The present invention relates to ocean going vessels, and in particular to an ocean going vessel with a hull shape designed to mitigate impacts on the vessel from low to medium to high waves.
Steady sailing of vessels, or a steady state of the vessel when anchoring, are providing comfort for persons, animals or fragile goods. In particular, waves providing slamming on the vessel hull, or is providing excessive pitching of the vessel hull, may be a problem in marine operations. This is also the case for service and supply vessels performing operations in relation to offshore or subsea installations. One particular critical operation with respect to offshore situations is when a vessel is supporting a helicopter platform.
A steady motion of the vessel has been considered for aircraft carriers, where aircrafts need to be able to start and land under severe weather conditions. The solution for aircraft carriers appears to be combining the objective of steady sailing, or even in anchored state, with a desire to be able to have as many aircrafts on board as possible, and arriving at making very large vessels having large sea to deck height. In this way the vessel becomes large compared to even high waves. Moreover, because aircraft carriers, when aircrafts have to start and land, normally are facing a direction of incoming wind, this means that the bow of the aircraft carrier will always face the direction of incoming waves, since directions of incoming waves coincides with the direction of incoming wind.
Resorting to such large vessels having large sea to deck height is not a solution for leisure vessels, ordinary transport vessels, service and supply vessels as well as other types of vessels.
Hence, there is a need for an improved hull shape design of a vessel, which may provide more steady sailing with less pitching, slamming of waves and a reduced response to impact of loads from waves hitting the vessel. And not just for sailing, but also when the vessel is anchored, or in a fixed position due to subsea and offshore operations for example. Also, during sailing, it is not always possible to choose an upwind route, so a vessel needs to be steady and stable for the aforementioned reasons under any direction of incoming waves relative to the vessel's sailing direction.
In particular, it may be seen as an object of the present invention to provide a steadier and more stable vessel, where the vessel may be of any desired practical size by providing a stern design reducing drag and impact loads from slamming waves.
It is a further object of the present invention to provide an alternative to the prior art.
Other objects appear from the description, claims and Figures.
The above described object and several other objects are intended to be obtained in a first aspect of the invention by providing a displacement type of vessel comprising a rear end arrangement, which rear end consists of the part of the vessel backwards from the vessel's midship mark when seen in the vessels primary sailing direction, and which vessel has a transversely symmetrical hull shape about its centerline, wherein a stern of the vessel extend below a design waterline, and wherein opposite side surfaces of the stern when seen in an opposite direction of the vessels primary sailing direction forms an acute angle under and above the design waterline configured to decrease the vessels displacement in the rear end, and wherein the opposite side surfaces of the stern are adjoined along a line of symmetry forming a stern centerline.
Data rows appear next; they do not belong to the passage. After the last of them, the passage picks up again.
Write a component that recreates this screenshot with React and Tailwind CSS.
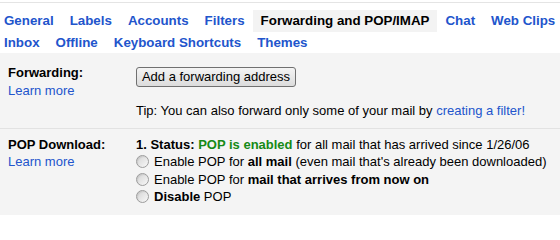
export default function App() {
  const rowOne = ['General', 'Labels', 'Accounts', 'Filters', 'Forwarding and POP/IMAP', 'Chat', 'Web Clips']
  const rowTwo = ['Inbox', 'Offline', 'Keyboard Shortcuts', 'Themes']
  const active = 'Forwarding and POP/IMAP'

  const Tab = ({ label }) => (
    <span
      className={
        label === active
          ? 'px-2 h-[22px] leading-[22px] bg-[#f3f3f3] text-black font-bold whitespace-nowrap'
          : 'px-2 h-[22px] leading-[22px] text-[#2255cc] font-bold whitespace-nowrap cursor-pointer'
      }
    >
      {label}
    </span>
  )

  const Radio = ({ children }) => (
    <label className="flex items-center gap-[5px] h-[17.5px] leading-[17.5px]">
      <span className="w-[13px] h-[13px] rounded-full border border-[#9c9c9c] bg-gradient-to-br from-[#d4d4d4] to-[#f8f8f8] shadow-[inset_1px_1px_1px_rgba(0,0,0,0.08)]" />
      <span>{children}</span>
    </label>
  )

  return (
    <div className="w-[560px] h-[215px] overflow-hidden flex flex-col bg-white text-[13px] text-black font-['Liberation_Sans',Arial,sans-serif]">
      <div className="mt-[2px] border-t border-[#e4e4e4] pt-[7px] text-[13.33px]">
        <div className="flex -ml-1">
          {rowOne.map((t) => (
            <Tab key={t} label={t} />
          ))}
        </div>
        <div className="flex -ml-1 h-[21px]">
          {rowTwo.map((t) => (
            <Tab key={t} label={t} />
          ))}
        </div>
      </div>

      <div className="bg-[#f4f4f4] flex-1">
        {/* forwarding */}
        <div className="grid grid-cols-[128px_1fr] pl-2 pt-[11px] pb-2 border-b border-[#e2e2e2]">
          <div className="leading-[18px]">
            <div className="font-bold">Forwarding:</div>
            <a className="text-[#2255cc]">Learn more</a>
          </div>
          <div className="leading-[18px]">
            <button className="mt-[3px] w-[160px] h-[20px] leading-[18px] rounded-[3px] border border-[#707070] bg-gradient-to-b from-[#f4f4f4] to-[#dcdcdc] text-[13px]">
              Add a forwarding address
            </button>
            <div className="mt-[15px] whitespace-nowrap">
              Tip: You can also forward only some of your mail by{' '}
              <a className="text-[#2255cc]">creating a filter!</a>
            </div>
          </div>
        </div>

        {/* pop */}
        <div className="grid grid-cols-[128px_1fr] pl-2 pt-[7px]">
          <div className="leading-[17px]">
            <div className="font-bold">POP Download:</div>
            <a className="text-[#2255cc]">Learn more</a>
          </div>
          <div className="whitespace-nowrap">
            <div className="leading-[17px]">
              <b>1. Status: </b>
              <b className="text-[#168a16]">POP is enabled</b> for all mail that has arrived since 1/26/06
            </div>
            <Radio>
              Enable POP for <b>all mail</b> (even mail that's already been downloaded)
            </Radio>
            <Radio>
              Enable POP for <b>mail that arrives from now on</b>
            </Radio>
            <Radio>
              <b>Disable</b> POP
            </Radio>
          </div>
        </div>
      </div>
    </div>
  )
}
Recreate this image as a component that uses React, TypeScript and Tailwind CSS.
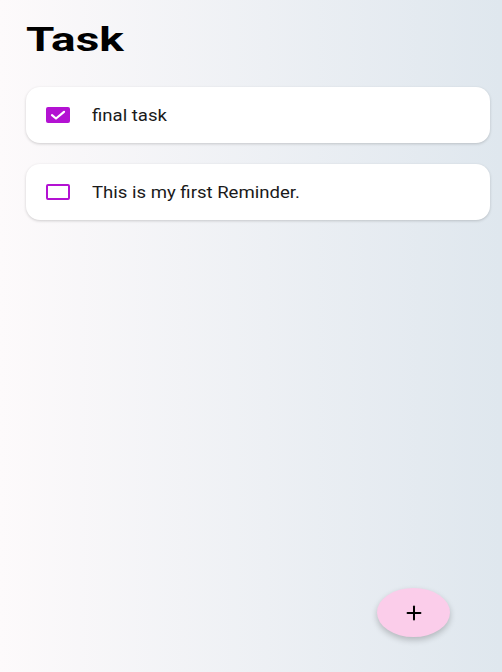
import { Plus } from 'lucide-react'

const tasks = [
  { id: 1, title: 'final task', done: true },
  { id: 2, title: 'This is my first Reminder.', done: false },
]

const Checkbox = ({ checked }: { checked: boolean }) => {
  if (checked) {
    return (
      <div className="flex h-[16px] w-[24px] shrink-0 items-center justify-center rounded-[2px] bg-[#b312d2]">
        <svg viewBox="0 0 24 16" className="h-[16px] w-[24px]">
          <path d="M6 8.2 L10 11.5 L18 4.8" fill="none" stroke="white" strokeWidth="2.2" strokeLinecap="round" strokeLinejoin="round" />
        </svg>
      </div>
    )
  }
  return <div className="h-[16px] w-[24px] shrink-0 rounded-[2px] border-2 border-[#b312d2]" />
}

export default function App() {
  return (
    <div
      className="relative flex h-[672px] w-[502px] flex-col bg-gradient-to-r from-[#fdfafb] to-[#dfe7ee] pl-[26px] pr-[12px]"
      style={{ fontFamily: 'Roboto, "Liberation Sans", sans-serif' }}
    >
      <h1 className="mt-[19px] text-[34px] font-bold leading-[40px] text-black">
        <span className="inline-block origin-left scale-x-[1.35]">Task</span>
      </h1>

      <div className="mt-[28px] flex flex-col gap-[21px]">
        {tasks.map((t) => (
          <div
            key={t.id}
            className="flex h-[56px] items-center gap-[22px] rounded-[14px] bg-white pl-[20px] shadow-[0_1px_3px_rgba(0,0,0,0.18)]"
          >
            <Checkbox checked={t.done} />
            <span className="inline-block origin-left scale-x-[1.16] pt-[1px] text-[16px] text-[#1a1a1a]">{t.title}</span>
          </div>
        ))}
      </div>

      <button className="absolute left-[377px] top-[588px] flex h-[49px] w-[73px] items-center justify-center rounded-[50%] bg-[#fbcdea] shadow-[0_3px_6px_rgba(0,0,0,0.22)]">
        <Plus className="h-[22px] w-[22px] text-black" strokeWidth={2.2} />
      </button>
    </div>
  )
}
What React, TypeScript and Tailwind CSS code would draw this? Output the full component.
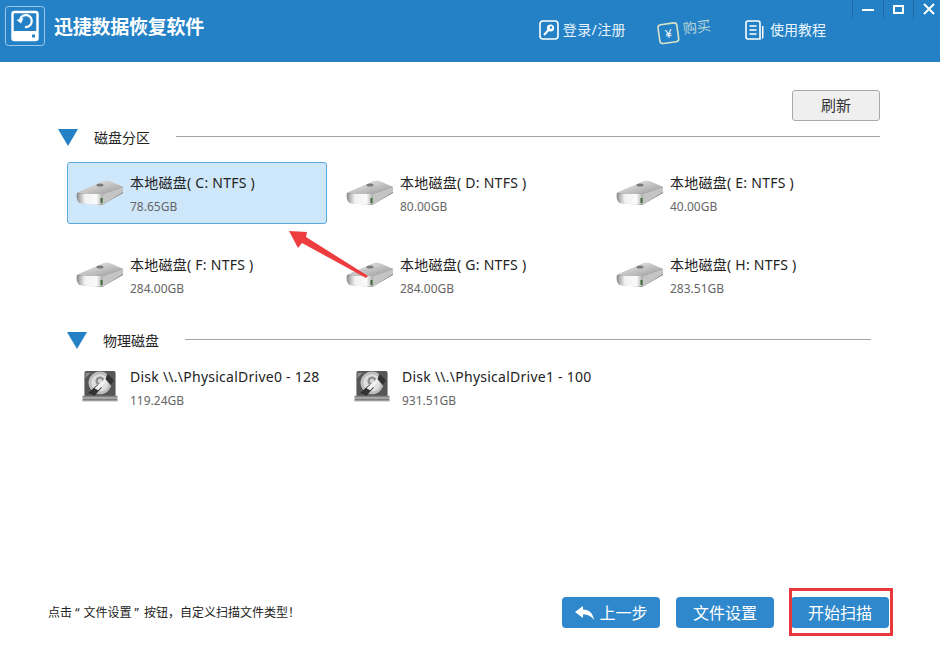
import React from "react";

const font = { fontFamily: '"Noto Sans", "Noto Sans CJK SC", sans-serif' };

function VolumeIcon() {
  return (
    <svg width="48" height="28" viewBox="0 0 48 28" className="shrink-0">
      <defs>
        <linearGradient id="volTop" x1="0" y1="0" x2="1" y2="1">
          <stop offset="0" stopColor="#f0f0f0" />
          <stop offset="0.6" stopColor="#bcbcbc" />
          <stop offset="1" stopColor="#969696" />
        </linearGradient>
        <linearGradient id="volFront" x1="0" y1="0" x2="1" y2="0">
          <stop offset="0" stopColor="#8f8f8f" />
          <stop offset="0.3" stopColor="#f2f2f2" />
          <stop offset="0.75" stopColor="#fafafa" />
          <stop offset="1" stopColor="#a8a8a8" />
        </linearGradient>
      </defs>
      <path d="M1 14 L29 2 L47 8 L47 14 L26 26 L4 24 C1 22 0 18 1 14 Z" fill="#777" />
      <path d="M1.5 13.5 L26 3 C30 1 33 2 36 3 L47 8 L27 15 L6 14.5 Z" fill="url(#volTop)" />
      <path d="M1.5 14 L6 14.5 L27 15 L27 25.5 C16 26 9 25 4 24 C1 22 0.5 18 1.5 14 Z" fill="url(#volFront)" />
      <path d="M27 15 L47 8 L47 13 L28 25 L27 25.5 Z" fill="#c4c4c4" />
      <ellipse cx="24" cy="6" rx="3.5" ry="1.6" fill="#7a7a7a" />
      <rect x="24.5" y="19" width="2" height="5" fill="#3f6b3a" />
    </svg>
  );
}

function DiskIcon() {
  return (
    <svg width="38" height="33" viewBox="0 0 40 36" className="shrink-0 ml-[1px]">
      <rect x="3" y="1" width="34" height="28" rx="2" fill="#565656" />
      <rect x="1" y="28" width="38" height="6" fill="#7f7f7f" />
      <rect x="1" y="30" width="38" height="1" fill="#d2d2d2" />
      <rect x="1" y="33" width="38" height="1" fill="#a8a8a8" />
      <circle cx="20" cy="14" r="12.5" fill="#bdbdbd" />
      <circle cx="20" cy="14" r="9.5" fill="#dedede" />
      <circle cx="20" cy="12" r="5" fill="#8e8e8e" />
      <circle cx="20" cy="12" r="2.4" fill="#d4d4d4" />
      <path d="M7 25 L17 16 L22 19 L14 28 Z" fill="#333" />
      <path d="M14 20 L27 8 L29 10 L18 22 Z" fill="#f3f3f3" />
      <path d="M28 4 L35 11 L32 17 L26 10 Z" fill="#333" />
      <path d="M4 3 L10 3 L4 9 Z" fill="#8a8a8a" />
    </svg>
  );
}

function Section({ title, pad, children }: { title: string; pad: string; children: React.ReactNode }) {
  return (
    <div className={pad}>
      <div className="flex items-center h-[18px]">
        <div className="w-0 h-0 border-l-[10px] border-r-[10px] border-t-[17px] border-l-transparent border-r-transparent border-t-[#2481c6]" />
        <span className="ml-4 text-[14px] leading-[18px] text-[#222] mt-[1px]">{title}</span>
        <div className="ml-[26px] flex-1 h-px bg-[#a6a6a6] -mt-[1px]" />
      </div>
      {children}
    </div>
  );
}

function Volume({ name, size, selected }: { name: string; size: string; selected?: boolean }) {
  return (
    <div
      className={`w-[260px] h-[62px] rounded-[3px] flex items-center pl-[8px] border ${
        selected ? "bg-[#cfe7fa] border-[#5aa9da]" : "border-transparent"
      }`}
    >
      <VolumeIcon />
      <div className="ml-[6px] flex flex-col mt-[2px]">
        <span className="text-[14px] leading-[20px] tracking-[0.25px] text-[#222]">{name}</span>
        <span className="text-[12px] leading-[16px] mt-[6px] text-[#666]">{size}</span>
      </div>
    </div>
  );
}

function Disk({ name, size }: { name: string; size: string }) {
  return (
    <div className="flex items-center w-[272px]">
      <DiskIcon />
      <div className="ml-[11px] flex flex-col mt-[4px]">
        <span className="text-[14px] leading-[20px] tracking-[0.25px] text-[#222]">{name}</span>
        <span className="text-[12px] leading-[16px] mt-[6px] text-[#666]">{size}</span>
      </div>
    </div>
  );
}

function Button({ children, className = "" }: { children: React.ReactNode; className?: string }) {
  return (
    <div className={`w-[98px] h-[31px] rounded-[4px] bg-[#2e88cb] text-white text-[16px] flex items-center justify-center ${className}`}>
      {children}
    </div>
  );
}

export default function App() {
  return (
    <div className="relative w-[940px] h-[650px] bg-white flex flex-col overflow-hidden" style={font}>
      <header className="h-[62px] bg-[#2481c6] flex items-start shrink-0">
        <svg width="40" height="40" viewBox="0 0 40 40" className="ml-[5px] mt-[6px]">
          <rect x="0.5" y="0.5" width="39" height="39" rx="3" fill="none" stroke="#9cc9ea" />
          <rect x="7.5" y="6" width="25" height="28" rx="2" fill="none" stroke="#fff" strokeWidth="2.4" />
          <rect x="7" y="25" width="26" height="9" rx="1.5" fill="#fff" />
          <rect x="27" y="28.5" width="3" height="3" fill="#2481c6" />
          <path d="M15 13.5 A6 6 0 1 1 20 21" fill="none" stroke="#fff" strokeWidth="2.2" />
          <path d="M11.5 14 L18.5 12 L16 17.5 Z" fill="#fff" />
        </svg>
        <div className="ml-[9px] mt-[14px] text-[19px] leading-[26px] tracking-[-0.25px] font-bold text-white">迅捷数据恢复软件</div>
        <div className="ml-auto mt-[17px] flex items-center text-[14px] leading-[20px] text-[#eaf4fb]">
          <svg width="20" height="20" viewBox="0 0 20 20">
            <rect x="1" y="1" width="18" height="18" rx="3" fill="none" stroke="#fff" strokeWidth="1.6" />
            <circle cx="11.5" cy="8" r="3.6" fill="#fff" />
            <circle cx="12" cy="7.5" r="1.2" fill="#2481c6" />
            <path d="M9.5 10 L5 15" stroke="#fff" strokeWidth="2" />
          </svg>
          <span className="ml-[4px] tracking-[0.4px]">登录/注册</span>
          <div className="ml-[31px] flex items-center -rotate-[8deg] text-[#b9d6d9]">
            <svg width="22" height="22" viewBox="0 0 22 22" className="mt-[3px]">
              <rect x="1.5" y="1.5" width="19" height="19" rx="3" fill="none" stroke="#d8e3c9" strokeWidth="1.6" />
              <text x="11" y="15.5" textAnchor="middle" fontSize="12" fill="#fff" fontFamily="Liberation Sans">¥</text>
            </svg>
            <span className="ml-[4px] -mt-[1px]">购买</span>
          </div>
          <svg width="20" height="20" viewBox="0 0 20 20" className="ml-[34px]">
            <path d="M3 1 H13 A2 2 0 0 1 15 3 V19 H3 A2 2 0 0 1 1 17 V3 A2 2 0 0 1 3 1 Z" fill="none" stroke="#fff" strokeWidth="1.6" />
            <path d="M4.5 6 H11.5 M4.5 10 H11.5 M4.5 14 H11.5" stroke="#fff" strokeWidth="1.3" />
            <path d="M17 6 H18.5 V17 A2 2 0 0 1 17 19 Z" fill="#fff" />
          </svg>
          <span className="ml-[5px]">使用教程</span>
        </div>
        <div className="ml-[26px] flex h-[19px]">
          <div className="w-[31px] h-[19px] border-l border-[#1b6aa6] flex items-center justify-center">
            <div className="w-[12px] h-[2px] bg-white" />
          </div>
          <div className="w-[30px] h-[19px] border-l border-[#1b6aa6] flex items-center justify-center">
            <div className="w-[11px] h-[9px] border-2 border-white -mt-[1px]" />
          </div>
          <div className="w-[27px] h-[19px] border-l border-[#1b6aa6] flex items-center justify-center pl-[4px]">
            <svg width="12" height="12" viewBox="0 0 12 12" className="-mt-[1px]">
              <path d="M1 1 L11 11 M11 1 L1 11" stroke="#fff" strokeWidth="2" />
            </svg>
          </div>
        </div>
      </header>

      <main className="flex-1 flex flex-col">
        <div className="flex justify-end pr-[60px] pt-[28px]">
          <div className="w-[88px] h-[31px] rounded-[3px] border border-[#a9a9a9] bg-[#efefef] text-[15px] text-[#333] flex items-center justify-center">
            刷新
          </div>
        </div>
        <Section title="磁盘分区" pad="mt-[7px] pl-[58px] pr-[60px]">
          <div className="mt-[16px] ml-[9px] grid grid-cols-[260px_260px_260px] gap-x-[10px] gap-y-[20px]">
            <Volume name="本地磁盘( C: NTFS )" size="78.65GB" selected />
            <Volume name="本地磁盘( D: NTFS )" size="80.00GB" />
            <Volume name="本地磁盘( E: NTFS )" size="40.00GB" />
            <Volume name="本地磁盘( F: NTFS )" size="284.00GB" />
            <Volume name="本地磁盘( G: NTFS )" size="284.00GB" />
            <Volume name="本地磁盘( H: NTFS )" size="283.51GB" />
          </div>
        </Section>
        <Section title="物理磁盘" pad="mt-[25px] pl-[67px] pr-[69px]">
          <div className="mt-[14px] ml-[13px] flex">
            <Disk name="Disk \\.\PhysicalDrive0 - 128" size="119.24GB" />
            <Disk name="Disk \\.\PhysicalDrive1 - 100" size="931.51GB" />
          </div>
        </Section>
      </main>

      <footer className="h-[53px] shrink-0 flex items-start pl-[48px]">
        <span className="mt-[7px] text-[12px] leading-[18px] text-[#222]">
          点击 <span className="tracking-[4px]">“</span>文件设置<span className="pl-[3px] pr-[2px]">”</span> 按钮，自定义扫描文件类型！
        </span>
        <div className="ml-auto flex items-start mr-[51px]">
          <Button>
            <svg width="22" height="16" viewBox="0 0 22 16" className="mr-[3px]">
              <path d="M1 7 L9 1 V4.5 C15 4.5 19 8 20 15 C17 11 14 9.5 9 9.5 V13 Z" fill="#fff" />
            </svg>
            上一步
          </Button>
          <Button className="ml-[16px]">文件设置</Button>
          <Button className="ml-[17px]">开始扫描</Button>
        </div>
      </footer>

      <div className="absolute left-[789px] top-[588px] w-[104px] h-[48px] border-[3px] border-[#e8383b]" />
      <svg className="absolute left-[280px] top-[225px]" width="95" height="55" viewBox="0 0 95 55">
        <path d="M9 6 L27 7 L26 12 L88 51 L86 53 L22 18 L18 23 Z" fill="#ee3d3f" />
      </svg>
    </div>
  );
}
When compared to the known art, which e.g. are known to have a stern raised above the design waterline (Tdwl) in order to gradually raise the hull of the vessel at the rear end above the water to obtain a somewhat smooth transition from below the water and above the water. This means that the so-called transom, the area of the hull separating the hull from the water is mostly generally undefined due to the nature of the waves through which the vessel propagates. This is a fact, which technical has an effect of increasing turbulence in an area or volume behind the vessel. Also, normally a flat upright stern, which is transverse to the hull symmetry line, which is often chosen for reasons of cost and simplicity in the manufacture of the vessel. However, these known designs have been found to greatly increase the displacement of the rear end of the vessel, which result in a high degree of a slamming impact and wave impact pressure loads of waves hitting the rear end of the vessel as well as a high degree of pitching or accelerations and retardations due to the high increase in displacement of the rear end of the vessel. Moreover, a risk in very high waves of the vessel is that it may have a surfing-like ride downwards on a wave side surface which should be mitigated. This is all obtained by the features of claim 1 which result in a slender vessel having a smooth, pointed rear end, and thereby having a stern which in majority stays in the water even under high waves, which reduces the risk of surfing. Also, the slender and pointed rear end forms a smooth transition during sailing, which results in less water resistance, i.e. lower drag, which further on reduces the amount of power and fuel needed for sailing. Furthermore, the shape of the vessels rear end will distribute the impact of side wards or backwards incoming waves and will hence result in reduced slamming impact as well as impact pressure loads from incoming waves. The displacement vessel is thus configured to reduce wave impact loads on the displacement vessel.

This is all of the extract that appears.